BoE Divided on Stimulus Size

At home, the minutes of the BoE’s latest monetary policy meeting recently released indicate that BoE policy makers were divided on their bond-purchase target. With initial euphoria surrounding the Greek debt deal settling down, the market now seems to be concerned about the implementation of the agreed strict austerity measures in Greece. Data just out indicates that manufacturing PMI in Germany and the Eurozone missed market consensus and is likely to put pressure on the Euro in today’s trading. Across the Atlantic, market participants are eyeing existing home sales data which is expected to show an improvement.

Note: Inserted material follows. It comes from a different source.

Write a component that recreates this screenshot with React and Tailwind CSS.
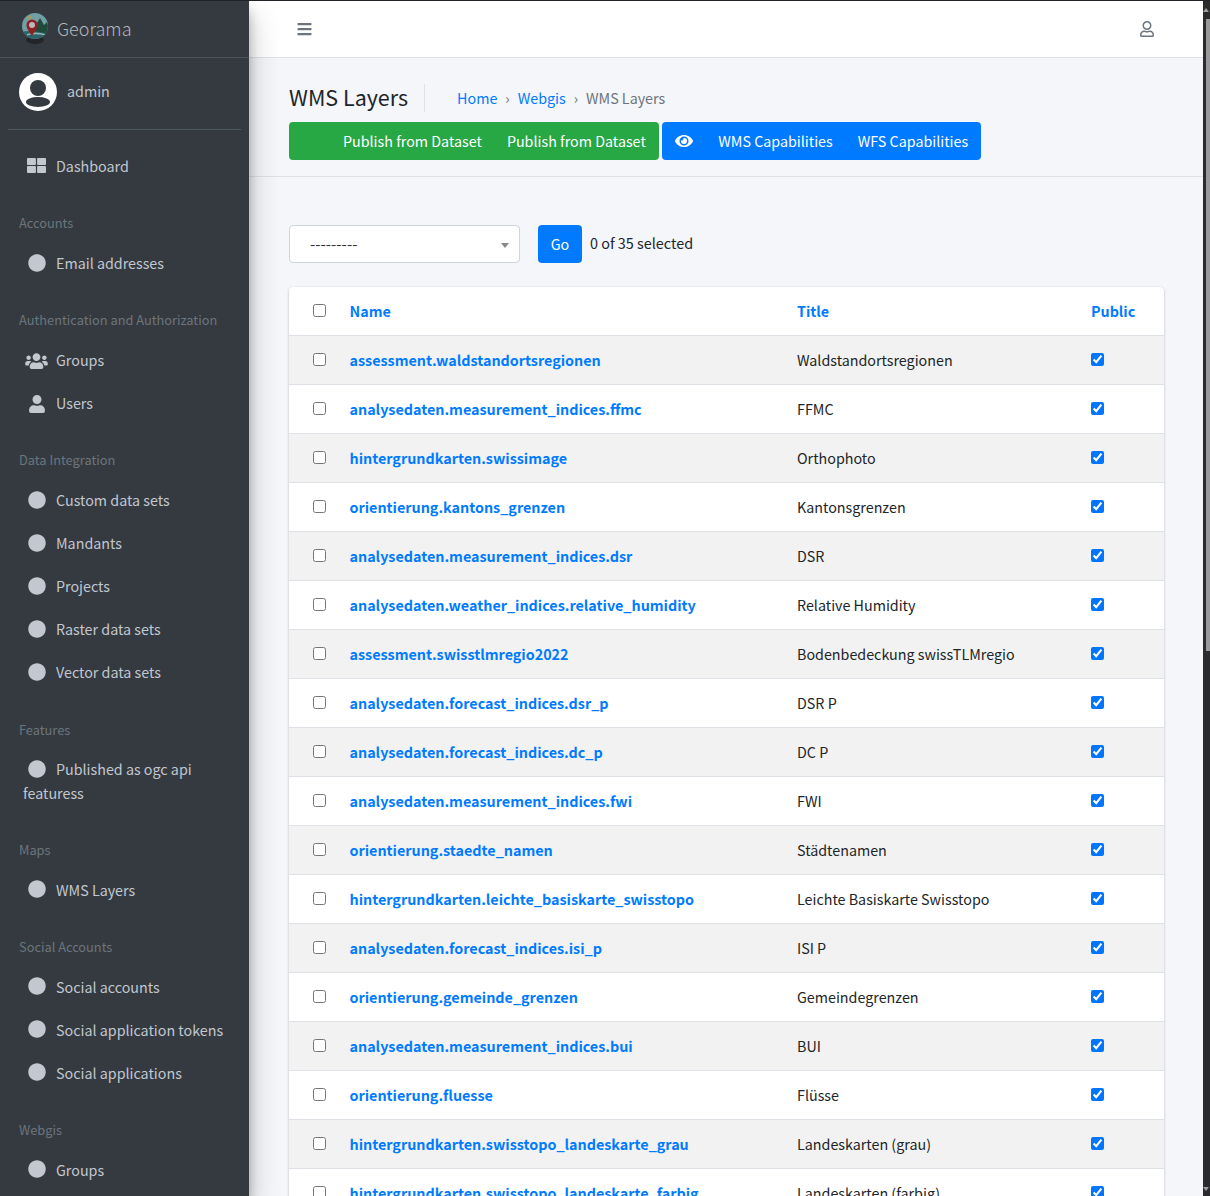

Pound Sterling – UK Markets

Sterling has edged marginally higher against the Euro, with the initial optimism on the Greek debt deal seeming to have fizzled out. In the backdrop of the successful Greek debt deal, Chancellor George Osborne opined that the bailout was good for Britain and would “hopefully” allow Europe to “move on”. Additionally, lower-than-expected manufacturing activity data in Germany and the Eurozone further aided the Pound against the Euro. However, the Pound has declined against the US Dollar, after Charles Bean, Deputy Governor of the BoE cautioned that the Eurozone debt crisis “represents the biggest downside risk” to the UK. However, he has assured that the nation’s economy is expanding again and added that inflation should stay subdued. The minutes of the BoE’s latest policy meeting indicates that policy members were unanimous on keeping the benchmark interest rate at the record low of 0.5% percent. While there was also a division on the bond-purchase target, with two of the members calling for £75 billion of additional stimulus.

US Dollar – US Markets

The US Dollar has advanced against the majors this morning as concerns about the implementation of the austerity measures in Greece deterred investors to place bets on high yield currencies. Moreover, discouraging manufacturing PMI data in Germany and Eurozone prompted traders to move towards the US Dollar. Market concerns surrounding the US housing market are expected to subside further with data due today. It is likely they will indicate that sales of previously owned homes rose for a fourth consecutive month in January to the highest level since May 2010. Meanwhile, the US Treasury Department is expected to roll out a corporate tax reform plan later today; wherein expectations are low for any major tax code overhaul in an election year.

Euro – European Markets

The Euro is trading lower against both the Pound and the US Dollar with worries over manufacturing activity in the Eurozone resurfacing. Data just released indicates downbeat reading for manufacturing PMI in both Germany and the Eurozone, despite the recent liquidity operations undertaken by the ECB. However, manufacturing activity in France unexpectedly expanded for February. Additionally, the Euro was pressure against the majors after the initial euphoria surrounding the Greek bailout took a backseat, giving way to concerns that the deal was not enough to solve the nation’s debt woes. Traders remain worried that a Greek default is still in the realm of possibility amid fears that the government formed after the election may fail to adhere to policies set by the Troika. Meanwhile, markets await the release of new industrial orders in the Eurozone and the outcome of German bond auction.

Other Currencies – Highlights

The Yen has continued to retreat against the majors amid concerns over the health of the Japanese economy after recent data indicated weakness. Meanwhile, a senior official at Japan's Ministry of Finance indicated that the Yen’s softening was due to the Eurozone agreement on a Greek rescue package and last week's monetary easing by the Bank of Japan (BoJ). The BoJ Governor, Masaaki Shirakawa, indicated that the central bank set an inflation target to make efforts to end deflation. However concerns remain well exemplified. Comments from the former Deputy Governor of the BoJ, Toshiro Muto, stated that swelling bond sales risks are pushing Japan to a “trigger” point where capital inflows reverse and bond yields rise. Among the economic releases today, data revealed that super market sales continued to contract for January, while the all industry activity index recovered for December.